* DESCRIPTION OF THE TASK: Without including any images, reproduce each entry exactly.

- - - - - - -

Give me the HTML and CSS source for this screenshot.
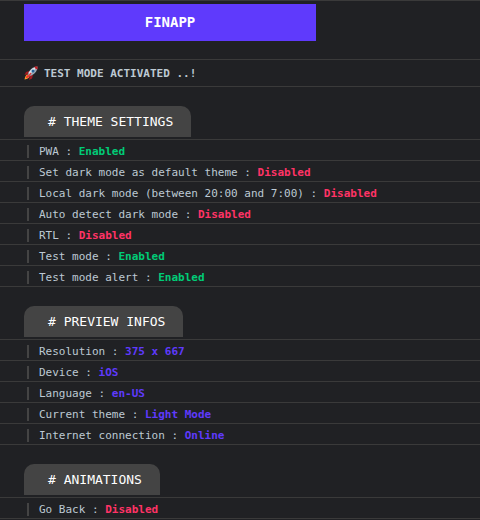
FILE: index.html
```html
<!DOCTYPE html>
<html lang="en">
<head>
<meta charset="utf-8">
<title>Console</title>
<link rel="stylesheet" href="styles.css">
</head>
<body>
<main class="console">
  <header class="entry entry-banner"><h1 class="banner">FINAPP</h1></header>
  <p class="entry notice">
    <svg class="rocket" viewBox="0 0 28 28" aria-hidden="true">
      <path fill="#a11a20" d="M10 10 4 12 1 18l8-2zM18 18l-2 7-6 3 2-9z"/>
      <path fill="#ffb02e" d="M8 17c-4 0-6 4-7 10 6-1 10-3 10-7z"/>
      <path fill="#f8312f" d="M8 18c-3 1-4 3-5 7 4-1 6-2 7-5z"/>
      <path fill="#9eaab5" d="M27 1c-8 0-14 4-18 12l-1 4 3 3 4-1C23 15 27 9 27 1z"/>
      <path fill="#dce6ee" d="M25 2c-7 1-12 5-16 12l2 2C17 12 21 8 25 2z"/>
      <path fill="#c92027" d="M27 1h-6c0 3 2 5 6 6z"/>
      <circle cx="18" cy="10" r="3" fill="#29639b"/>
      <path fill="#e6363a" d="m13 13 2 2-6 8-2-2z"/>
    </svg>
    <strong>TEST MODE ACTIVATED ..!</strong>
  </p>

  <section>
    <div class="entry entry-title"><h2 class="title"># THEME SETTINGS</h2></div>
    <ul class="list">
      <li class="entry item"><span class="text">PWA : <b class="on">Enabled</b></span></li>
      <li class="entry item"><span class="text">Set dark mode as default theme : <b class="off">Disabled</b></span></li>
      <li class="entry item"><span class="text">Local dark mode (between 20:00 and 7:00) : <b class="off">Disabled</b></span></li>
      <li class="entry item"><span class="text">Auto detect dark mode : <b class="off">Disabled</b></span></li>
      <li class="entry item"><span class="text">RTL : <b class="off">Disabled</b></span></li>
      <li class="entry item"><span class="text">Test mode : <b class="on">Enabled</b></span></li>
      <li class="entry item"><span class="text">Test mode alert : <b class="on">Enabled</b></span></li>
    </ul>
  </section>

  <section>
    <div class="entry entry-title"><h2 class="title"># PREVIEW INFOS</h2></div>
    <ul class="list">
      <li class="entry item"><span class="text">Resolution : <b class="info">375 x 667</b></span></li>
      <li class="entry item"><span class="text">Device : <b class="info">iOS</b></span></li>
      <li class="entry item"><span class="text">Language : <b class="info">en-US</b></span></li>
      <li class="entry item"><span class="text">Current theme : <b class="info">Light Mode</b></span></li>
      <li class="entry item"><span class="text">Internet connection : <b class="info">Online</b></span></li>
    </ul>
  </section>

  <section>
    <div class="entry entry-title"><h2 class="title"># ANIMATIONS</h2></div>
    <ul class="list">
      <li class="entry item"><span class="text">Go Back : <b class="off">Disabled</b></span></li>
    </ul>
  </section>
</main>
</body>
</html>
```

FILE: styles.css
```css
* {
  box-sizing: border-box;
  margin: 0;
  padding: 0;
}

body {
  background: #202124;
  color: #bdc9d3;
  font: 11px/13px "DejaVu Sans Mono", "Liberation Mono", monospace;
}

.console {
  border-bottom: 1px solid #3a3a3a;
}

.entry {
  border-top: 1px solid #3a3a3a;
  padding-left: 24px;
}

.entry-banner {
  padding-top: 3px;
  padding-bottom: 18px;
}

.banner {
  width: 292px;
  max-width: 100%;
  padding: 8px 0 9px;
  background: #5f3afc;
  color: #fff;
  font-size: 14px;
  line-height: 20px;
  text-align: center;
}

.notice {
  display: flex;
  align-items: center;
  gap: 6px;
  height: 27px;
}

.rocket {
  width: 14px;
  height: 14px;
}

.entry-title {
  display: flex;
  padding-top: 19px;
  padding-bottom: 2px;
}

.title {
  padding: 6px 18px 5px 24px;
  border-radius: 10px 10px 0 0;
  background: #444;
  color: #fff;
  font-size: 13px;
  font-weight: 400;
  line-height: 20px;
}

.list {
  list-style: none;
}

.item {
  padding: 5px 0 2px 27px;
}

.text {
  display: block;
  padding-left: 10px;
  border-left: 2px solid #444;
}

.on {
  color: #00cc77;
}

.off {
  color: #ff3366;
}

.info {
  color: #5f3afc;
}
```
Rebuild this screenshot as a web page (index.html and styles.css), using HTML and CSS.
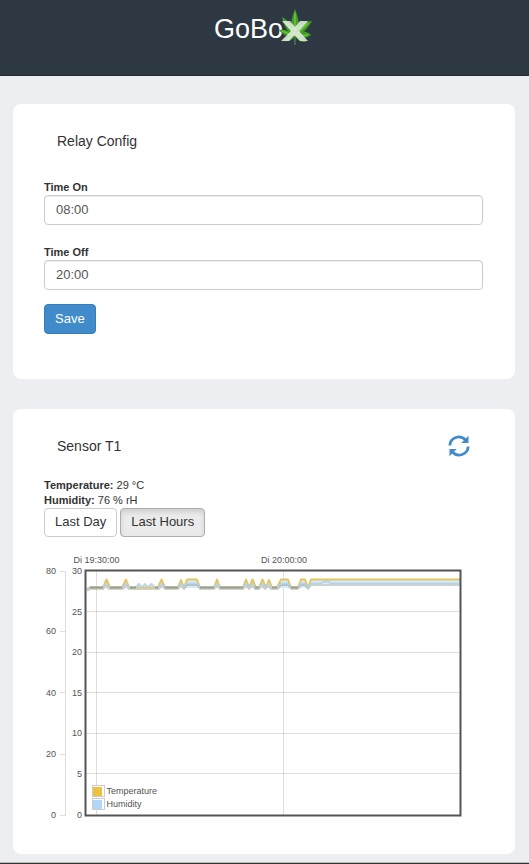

- - - - - - -

* SOLUTION FOR THIS EXERCISE:
Give me the HTML and CSS source for this screenshot.
FILE: index.html
```html
<!DOCTYPE html>
<html lang="en">
<head>
<meta charset="utf-8">
<title>Console</title>
<link rel="stylesheet" href="styles.css">
</head>
<body>
<main class="console">
  <header class="entry entry-banner"><h1 class="banner">FINAPP</h1></header>
  <p class="entry notice">
    <svg class="rocket" viewBox="0 0 28 28" aria-hidden="true">
      <path fill="#a11a20" d="M10 10 4 12 1 18l8-2zM18 18l-2 7-6 3 2-9z"/>
      <path fill="#ffb02e" d="M8 17c-4 0-6 4-7 10 6-1 10-3 10-7z"/>
      <path fill="#f8312f" d="M8 18c-3 1-4 3-5 7 4-1 6-2 7-5z"/>
      <path fill="#9eaab5" d="M27 1c-8 0-14 4-18 12l-1 4 3 3 4-1C23 15 27 9 27 1z"/>
      <path fill="#dce6ee" d="M25 2c-7 1-12 5-16 12l2 2C17 12 21 8 25 2z"/>
      <path fill="#c92027" d="M27 1h-6c0 3 2 5 6 6z"/>
      <circle cx="18" cy="10" r="3" fill="#29639b"/>
      <path fill="#e6363a" d="m13 13 2 2-6 8-2-2z"/>
    </svg>
    <strong>TEST MODE ACTIVATED ..!</strong>
  </p>

  <section>
    <div class="entry entry-title"><h2 class="title"># THEME SETTINGS</h2></div>
    <ul class="list">
      <li class="entry item"><span class="text">PWA : <b class="on">Enabled</b></span></li>
      <li class="entry item"><span class="text">Set dark mode as default theme : <b class="off">Disabled</b></span></li>
      <li class="entry item"><span class="text">Local dark mode (between 20:00 and 7:00) : <b class="off">Disabled</b></span></li>
      <li class="entry item"><span class="text">Auto detect dark mode : <b class="off">Disabled</b></span></li>
      <li class="entry item"><span class="text">RTL : <b class="off">Disabled</b></span></li>
      <li class="entry item"><span class="text">Test mode : <b class="on">Enabled</b></span></li>
      <li class="entry item"><span class="text">Test mode alert : <b class="on">Enabled</b></span></li>
    </ul>
  </section>

  <section>
    <div class="entry entry-title"><h2 class="title"># PREVIEW INFOS</h2></div>
    <ul class="list">
      <li class="entry item"><span class="text">Resolution : <b class="info">375 x 667</b></span></li>
      <li class="entry item"><span class="text">Device : <b class="info">iOS</b></span></li>
      <li class="entry item"><span class="text">Language : <b class="info">en-US</b></span></li>
      <li class="entry item"><span class="text">Current theme : <b class="info">Light Mode</b></span></li>
      <li class="entry item"><span class="text">Internet connection : <b class="info">Online</b></span></li>
    </ul>
  </section>

  <section>
    <div class="entry entry-title"><h2 class="title"># ANIMATIONS</h2></div>
    <ul class="list">
      <li class="entry item"><span class="text">Go Back : <b class="off">Disabled</b></span></li>
    </ul>
  </section>
</main>
</body>
</html>
```

FILE: styles.css
```css
* {
  box-sizing: border-box;
  margin: 0;
  padding: 0;
}

body {
  background: #202124;
  color: #bdc9d3;
  font: 11px/13px "DejaVu Sans Mono", "Liberation Mono", monospace;
}

.console {
  border-bottom: 1px solid #3a3a3a;
}

.entry {
  border-top: 1px solid #3a3a3a;
  padding-left: 24px;
}

.entry-banner {
  padding-top: 3px;
  padding-bottom: 18px;
}

.banner {
  width: 292px;
  max-width: 100%;
  padding: 8px 0 9px;
  background: #5f3afc;
  color: #fff;
  font-size: 14px;
  line-height: 20px;
  text-align: center;
}

.notice {
  display: flex;
  align-items: center;
  gap: 6px;
  height: 27px;
}

.rocket {
  width: 14px;
  height: 14px;
}

.entry-title {
  display: flex;
  padding-top: 19px;
  padding-bottom: 2px;
}

.title {
  padding: 6px 18px 5px 24px;
  border-radius: 10px 10px 0 0;
  background: #444;
  color: #fff;
  font-size: 13px;
  font-weight: 400;
  line-height: 20px;
}

.list {
  list-style: none;
}

.item {
  padding: 5px 0 2px 27px;
}

.text {
  display: block;
  padding-left: 10px;
  border-left: 2px solid #444;
}

.on {
  color: #00cc77;
}

.off {
  color: #ff3366;
}

.info {
  color: #5f3afc;
}
```
Rebuild this screenshot as a web page (index.html and styles.css), using HTML and CSS.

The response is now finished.